**INSTRUCTIONS TO FOLLOW**. All of the material should be reproduced exactly, with pictures left out.

**DATA SECTION**.
···

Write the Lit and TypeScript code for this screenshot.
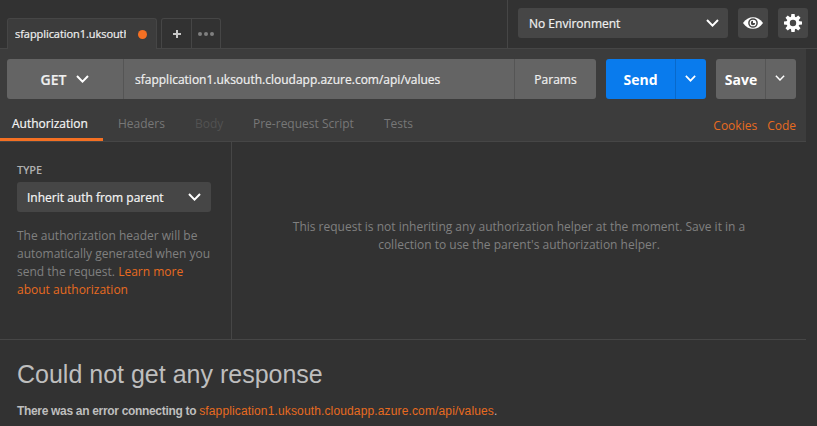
import { LitElement, html, css, svg } from "lit";
import { customElement } from "lit/decorators.js";

const chevron = (w = 13, h = 8, sw = 2) => html`<svg class="chev" width=${w} height=${h} viewBox="0 0 13 8">
  <path d="M1 1 L6.5 6.6 L12 1" fill="none" stroke="#fff" stroke-width=${sw} /></svg>`;

const teeth = [0, 45, 90, 135, 180, 225, 270, 315].map(
  (a) => svg`<path d="M-2.1 -5 L-1.6 -9 H1.6 L2.1 -5 Z" transform="rotate(${a})" />`
);

@customElement("app-root")
export class AppRoot extends LitElement {
  static styles = css`
    :host {
      display: flex;
      flex-direction: column;
      width: 817px;
      height: 426px;
      overflow: hidden;
      background: #323232;
      color: #f0f0f0;
      font: 12px/18px "Open Sans", "Noto Sans", sans-serif;
    }
    * { box-sizing: border-box; }
    svg { display: block; flex: none; }
    .top { display: flex; height: 49px; flex: none; border-bottom: 1px solid #464646; }
    .tabs { display: flex; align-items: flex-end; width: 507px; padding-left: 7px; }
    .tab {
      display: flex; align-items: center; width: 150px; height: 31px; margin-bottom: -1px;
      padding: 0 9px 0 7px; border: 1px solid #464646; border-bottom: 0;
      border-radius: 3px 3px 0 0; background: #3c3c3c; font-size: 11px;
    }
    .tab-name { width: 111px; overflow: hidden; white-space: nowrap; letter-spacing: -0.06px; }
    .dot { width: 9px; height: 9px; margin-left: auto; border-radius: 50%; background: #f47023; }
    .tools {
      display: flex; width: 60px; height: 30px; margin-left: 4px;
      border: 1px solid #464646; border-bottom: 0; border-radius: 3px 3px 0 0;
    }
    .tool { display: flex; align-items: center; justify-content: center; width: 29px; }
    .tool + .tool { border-left: 1px solid #464646; }
    .env {
      display: flex; align-items: flex-start; flex: 1; padding: 8px 9px 0 10px;
      border-left: 1px solid #464646;
    }
    .env-select {
      display: flex; align-items: center; justify-content: space-between; width: 210px; height: 30px;
      padding: 0 9px 0 11px; border-radius: 3px; background: #464646;
    }
    .env-select span, .cell span { padding-top: 2px; }
    .square {
      display: flex; align-items: center; justify-content: center; width: 30px; height: 30px;
      margin-left: 10px; border-radius: 3px; background: #464646;
    }
    .main { width: 806px; flex: 1; display: flex; flex-direction: column; }
    .builder { height: 93px; flex: none; background: #3c3c3c; border-bottom: 1px solid #464646; }
    .request { display: flex; padding: 10px 10px 0 7px; height: 50px; }
    .group { display: flex; height: 40px; border-radius: 3px; background: #646464; overflow: hidden; }
    .cell { display: flex; align-items: center; justify-content: center; }
    .cell + .cell { border-left: 1px solid #555; }
    .address { width: 589px; }
    .method { width: 116px; gap: 10px; font-size: 14px; font-weight: 600; }
    .url { width: 391px; justify-content: flex-start; padding-left: 11px; }
    .params { flex: 1; }
    .tab-name, .url, .params, .env-select span, .type-select span, .on, .method { -webkit-text-stroke: 0.2px currentColor; }
    .send { width: 100px; margin-left: 10px; background: #097bed; }
    .save { width: 80px; margin-left: 10px; }
    .action { font-size: 14px; font-weight: 700; color: #fff; }
    .send .action { width: 69px; }
    .save .action { width: 49px; padding-left: 1px; }
    .drop { width: 31px; padding: 0 2px 2px 0; }
    .save .drop { padding: 0 3px 3px 0; }
    .send .cell + .cell { border-left-color: #0869cb; }
    .nav { display: flex; height: 42px; color: #777; padding-right: 10px; }
    .nav-item { height: 42px; padding-top: 16px; white-space: nowrap; }
    .on { width: 103px; padding-left: 12px; color: #f5f5f5; border-bottom: 3px solid #f47023; }
    .headers { width: 92px; padding-left: 15px; }
    .body { width: 58px; color: #525252; }
    .script { width: 131px; }
    .links { margin-left: auto; padding-top: 18px; display: flex; gap: 10px; }
    .orange { color: #e86b20; }
    .panes { display: flex; height: 198px; flex: none; border-bottom: 1px solid #464646; }
    .left { width: 232px; padding: 19px 20px 0 17px; border-right: 1px solid #464646; color: #808080; }
    .label { height: 21px; color: #b0b0b0; font-size: 11px; font-weight: 600; letter-spacing: -0.2px; }
    .type-select {
      display: flex; align-items: center; justify-content: space-between; height: 30px;
      padding: 0 10px; border-radius: 3px; background: #464646; color: #f5f5f5;
    }
    .type-select span { padding-top: 2px; }
    .help { margin-top: 15px; white-space: nowrap; }
    .right { flex: 1; padding-top: 76px; text-align: center; color: #808080; }
    .response { padding: 19px 17px; font-family: "Liberation Sans", Arial, sans-serif; color: #bebebe; }
    .title { font-size: 25px; line-height: 30px; }
    .error { margin-top: 13px; font-size: 12px; white-space: nowrap; }
    .error b { letter-spacing: -0.32px; }
    .error .orange { letter-spacing: 0.14px; }
  `;

  render() {
    return html`
      <div class="top">
        <div class="tabs">
          <div class="tab"><span class="tab-name">sfapplication1.uksouth</span><span class="dot"></span></div>
          <div class="tools">
            <div class="tool"><svg width="8" height="8"><path d="M4 0V8M0 4H8" stroke="#c8c8c8" stroke-width="2" /></svg></div>
            <div class="tool"><svg width="16" height="4" fill="#808080"><circle cx="2" cy="2" r="2" /><circle cx="8" cy="2" r="2" /><circle cx="14" cy="2" r="2" /></svg></div>
          </div>
        </div>
        <div class="env">
          <div class="env-select"><span>No Environment</span>${chevron()}</div>
          <div class="square">
            <svg width="20" height="12" viewBox="0 0 20 12">
              <path d="M0 6C5-1.8 15-1.8 20 6C15 13.8 5 13.8 0 6Z" fill="#fff" />
              <circle cx="10" cy="6" r="4.1" fill="none" stroke="#464646" stroke-width="1.5" />
              <path d="M10 3.8V6H12.2A2.2 2.2 0 1 1 10 3.8Z" fill="#464646" />
            </svg>
          </div>
          <div class="square">
            <svg width="18" height="18" viewBox="-9 -9 18 18" fill="#fff">
              ${teeth}<circle r="4.8" fill="none" stroke="#fff" stroke-width="3.2" />
            </svg>
          </div>
        </div>
      </div>
      <div class="main">
        <div class="builder">
          <div class="request">
            <div class="group address">
              <div class="cell method"><span>GET</span>${chevron()}</div>
              <div class="cell url"><span>sfapplication1.uksouth.cloudapp.azure.com/api/values</span></div>
              <div class="cell params"><span>Params</span></div>
            </div>
            <div class="group send">
              <div class="cell action"><span>Send</span></div>
              <div class="cell drop">${chevron(11, 7)}</div>
            </div>
            <div class="group save">
              <div class="cell action"><span>Save</span></div>
              <div class="cell drop">${chevron(10, 6)}</div>
            </div>
          </div>
          <div class="nav">
            <div class="nav-item on">Authorization</div>
            <div class="nav-item headers">Headers</div>
            <div class="nav-item body">Body</div>
            <div class="nav-item script">Pre-request Script</div>
            <div class="nav-item">Tests</div>
            <div class="links orange"><span>Cookies</span><span>Code</span></div>
          </div>
        </div>
        <div class="panes">
          <div class="left">
            <div class="label">TYPE</div>
            <div class="type-select"><span>Inherit auth from parent</span>${chevron()}</div>
            <div class="help">The authorization header will be<br />automatically generated when you<br />send the request. <span class="orange">Learn more<br />about authorization</span></div>
          </div>
          <div class="right">This request is not inheriting any authorization helper at the moment. Save it in a<br />collection to use the parent's authorization helper.</div>
        </div>
        <div class="response">
          <div class="title">Could not get any response</div>
          <div class="error"><b>There was an error connecting to </b><span class="orange">sfapplication1.uksouth.cloudapp.azure.com/api/values</span>.</div>
        </div>
      </div>
    `;
  }
}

···

**WORKED SOLUTION**.
Write the Lit and TypeScript code for this screenshot.
import { LitElement, html, css, svg } from "lit";
import { customElement } from "lit/decorators.js";

const chevron = (w = 13, h = 8, sw = 2) => html`<svg class="chev" width=${w} height=${h} viewBox="0 0 13 8">
  <path d="M1 1 L6.5 6.6 L12 1" fill="none" stroke="#fff" stroke-width=${sw} /></svg>`;

const teeth = [0, 45, 90, 135, 180, 225, 270, 315].map(
  (a) => svg`<path d="M-2.1 -5 L-1.6 -9 H1.6 L2.1 -5 Z" transform="rotate(${a})" />`
);

@customElement("app-root")
export class AppRoot extends LitElement {
  static styles = css`
    :host {
      display: flex;
      flex-direction: column;
      width: 817px;
      height: 426px;
      overflow: hidden;
      background: #323232;
      color: #f0f0f0;
      font: 12px/18px "Open Sans", "Noto Sans", sans-serif;
    }
    * { box-sizing: border-box; }
    svg { display: block; flex: none; }
    .top { display: flex; height: 49px; flex: none; border-bottom: 1px solid #464646; }
    .tabs { display: flex; align-items: flex-end; width: 507px; padding-left: 7px; }
    .tab {
      display: flex; align-items: center; width: 150px; height: 31px; margin-bottom: -1px;
      padding: 0 9px 0 7px; border: 1px solid #464646; border-bottom: 0;
      border-radius: 3px 3px 0 0; background: #3c3c3c; font-size: 11px;
    }
    .tab-name { width: 111px; overflow: hidden; white-space: nowrap; letter-spacing: -0.06px; }
    .dot { width: 9px; height: 9px; margin-left: auto; border-radius: 50%; background: #f47023; }
    .tools {
      display: flex; width: 60px; height: 30px; margin-left: 4px;
      border: 1px solid #464646; border-bottom: 0; border-radius: 3px 3px 0 0;
    }
    .tool { display: flex; align-items: center; justify-content: center; width: 29px; }
    .tool + .tool { border-left: 1px solid #464646; }
    .env {
      display: flex; align-items: flex-start; flex: 1; padding: 8px 9px 0 10px;
      border-left: 1px solid #464646;
    }
    .env-select {
      display: flex; align-items: center; justify-content: space-between; width: 210px; height: 30px;
      padding: 0 9px 0 11px; border-radius: 3px; background: #464646;
    }
    .env-select span, .cell span { padding-top: 2px; }
    .square {
      display: flex; align-items: center; justify-content: center; width: 30px; height: 30px;
      margin-left: 10px; border-radius: 3px; background: #464646;
    }
    .main { width: 806px; flex: 1; display: flex; flex-direction: column; }
    .builder { height: 93px; flex: none; background: #3c3c3c; border-bottom: 1px solid #464646; }
    .request { display: flex; padding: 10px 10px 0 7px; height: 50px; }
    .group { display: flex; height: 40px; border-radius: 3px; background: #646464; overflow: hidden; }
    .cell { display: flex; align-items: center; justify-content: center; }
    .cell + .cell { border-left: 1px solid #555; }
    .address { width: 589px; }
    .method { width: 116px; gap: 10px; font-size: 14px; font-weight: 600; }
    .url { width: 391px; justify-content: flex-start; padding-left: 11px; }
    .params { flex: 1; }
    .tab-name, .url, .params, .env-select span, .type-select span, .on, .method { -webkit-text-stroke: 0.2px currentColor; }
    .send { width: 100px; margin-left: 10px; background: #097bed; }
    .save { width: 80px; margin-left: 10px; }
    .action { font-size: 14px; font-weight: 700; color: #fff; }
    .send .action { width: 69px; }
    .save .action { width: 49px; padding-left: 1px; }
    .drop { width: 31px; padding: 0 2px 2px 0; }
    .save .drop { padding: 0 3px 3px 0; }
    .send .cell + .cell { border-left-color: #0869cb; }
    .nav { display: flex; height: 42px; color: #777; padding-right: 10px; }
    .nav-item { height: 42px; padding-top: 16px; white-space: nowrap; }
    .on { width: 103px; padding-left: 12px; color: #f5f5f5; border-bottom: 3px solid #f47023; }
    .headers { width: 92px; padding-left: 15px; }
    .body { width: 58px; color: #525252; }
    .script { width: 131px; }
    .links { margin-left: auto; padding-top: 18px; display: flex; gap: 10px; }
    .orange { color: #e86b20; }
    .panes { display: flex; height: 198px; flex: none; border-bottom: 1px solid #464646; }
    .left { width: 232px; padding: 19px 20px 0 17px; border-right: 1px solid #464646; color: #808080; }
    .label { height: 21px; color: #b0b0b0; font-size: 11px; font-weight: 600; letter-spacing: -0.2px; }
    .type-select {
      display: flex; align-items: center; justify-content: space-between; height: 30px;
      padding: 0 10px; border-radius: 3px; background: #464646; color: #f5f5f5;
    }
    .type-select span { padding-top: 2px; }
    .help { margin-top: 15px; white-space: nowrap; }
    .right { flex: 1; padding-top: 76px; text-align: center; color: #808080; }
    .response { padding: 19px 17px; font-family: "Liberation Sans", Arial, sans-serif; color: #bebebe; }
    .title { font-size: 25px; line-height: 30px; }
    .error { margin-top: 13px; font-size: 12px; white-space: nowrap; }
    .error b { letter-spacing: -0.32px; }
    .error .orange { letter-spacing: 0.14px; }
  `;

  render() {
    return html`
      <div class="top">
        <div class="tabs">
          <div class="tab"><span class="tab-name">sfapplication1.uksouth</span><span class="dot"></span></div>
          <div class="tools">
            <div class="tool"><svg width="8" height="8"><path d="M4 0V8M0 4H8" stroke="#c8c8c8" stroke-width="2" /></svg></div>
            <div class="tool"><svg width="16" height="4" fill="#808080"><circle cx="2" cy="2" r="2" /><circle cx="8" cy="2" r="2" /><circle cx="14" cy="2" r="2" /></svg></div>
          </div>
        </div>
        <div class="env">
          <div class="env-select"><span>No Environment</span>${chevron()}</div>
          <div class="square">
            <svg width="20" height="12" viewBox="0 0 20 12">
              <path d="M0 6C5-1.8 15-1.8 20 6C15 13.8 5 13.8 0 6Z" fill="#fff" />
              <circle cx="10" cy="6" r="4.1" fill="none" stroke="#464646" stroke-width="1.5" />
              <path d="M10 3.8V6H12.2A2.2 2.2 0 1 1 10 3.8Z" fill="#464646" />
            </svg>
          </div>
          <div class="square">
            <svg width="18" height="18" viewBox="-9 -9 18 18" fill="#fff">
              ${teeth}<circle r="4.8" fill="none" stroke="#fff" stroke-width="3.2" />
            </svg>
          </div>
        </div>
      </div>
      <div class="main">
        <div class="builder">
          <div class="request">
            <div class="group address">
              <div class="cell method"><span>GET</span>${chevron()}</div>
              <div class="cell url"><span>sfapplication1.uksouth.cloudapp.azure.com/api/values</span></div>
              <div class="cell params"><span>Params</span></div>
            </div>
            <div class="group send">
              <div class="cell action"><span>Send</span></div>
              <div class="cell drop">${chevron(11, 7)}</div>
            </div>
            <div class="group save">
              <div class="cell action"><span>Save</span></div>
              <div class="cell drop">${chevron(10, 6)}</div>
            </div>
          </div>
          <div class="nav">
            <div class="nav-item on">Authorization</div>
            <div class="nav-item headers">Headers</div>
            <div class="nav-item body">Body</div>
            <div class="nav-item script">Pre-request Script</div>
            <div class="nav-item">Tests</div>
            <div class="links orange"><span>Cookies</span><span>Code</span></div>
          </div>
        </div>
        <div class="panes">
          <div class="left">
            <div class="label">TYPE</div>
            <div class="type-select"><span>Inherit auth from parent</span>${chevron()}</div>
            <div class="help">The authorization header will be<br />automatically generated when you<br />send the request. <span class="orange">Learn more<br />about authorization</span></div>
          </div>
          <div class="right">This request is not inheriting any authorization helper at the moment. Save it in a<br />collection to use the parent's authorization helper.</div>
        </div>
        <div class="response">
          <div class="title">Could not get any response</div>
          <div class="error"><b>There was an error connecting to </b><span class="orange">sfapplication1.uksouth.cloudapp.azure.com/api/values</span>.</div>
        </div>
      </div>
    `;
  }
}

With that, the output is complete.